Amazon FBA Landed Cost: Complete Guide for 2026
Most Amazon sellers know their factory cost. Fewer know their true landed cost. And that gap is where bad product decisions happen. You order because the unit price looks good, then freight shows up ugly, customs grabs its cut, Amazon takes referral and fulfillment fees, and suddenly your "high-margin winner" is a perfectly average product doing cardio in your catalog.
This is the clean way to do the math in 2026 — without mixing up customs cost, Amazon fees, and wishful thinking.
In this guide
What Amazon FBA landed cost actually means
Amazon FBA landed cost is the real cost of getting one sellable unit into Amazon's network. Not your Alibaba quote. Not your ex-factory cost. Not your product cost plus a vague "shipping maybe." The whole thing.

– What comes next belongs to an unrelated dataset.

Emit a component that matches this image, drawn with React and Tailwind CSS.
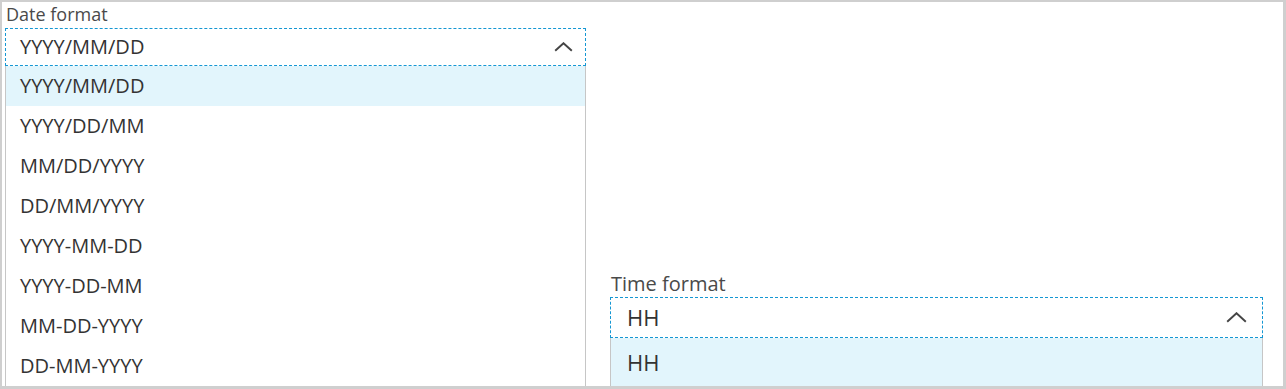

For most private-label importers, that means:
- factory cost
- international freight
- duty
- Merchandise Processing Fee (MPF)
- Harbor Maintenance Fee (HMF) on ocean imports
- customs broker charges
- port or terminal charges
- trucking or courier movement to prep or fulfillment
- prep, labeling, cartons, palletization if needed
- inbound shipping into FBA
That's your cost basis. After that, Amazon's referral fee, fulfillment fee, storage fee, returns, and ad spend hit your margin. Those costs matter just as much for profitability, but they are not the same thing. Mixing them together is how sellers confuse accounting, overstate margin, and price like maniacs.
Most common mistake: sellers say "my landed cost is $12" when what they really mean is "my product cost is $12." Those are not remotely the same number.
This confusion shows up everywhere. Merchants on Reddit keep describing the same pattern: a tariff, broker fee, or courier charge shows up late, and what looked like a fine SKU turns into a dog. One merchant in r/shopify said the broker fee on small orders was more painful than the tariff itself. That's the point. Tiny misses compound.
The formula that matters
Start with the shipment-level math. Then turn it into a per-unit number.
Then do the second formula:
Two layers. That's it. Keep customs-landed cost separate from Amazon operating costs, then combine them for actual profit math.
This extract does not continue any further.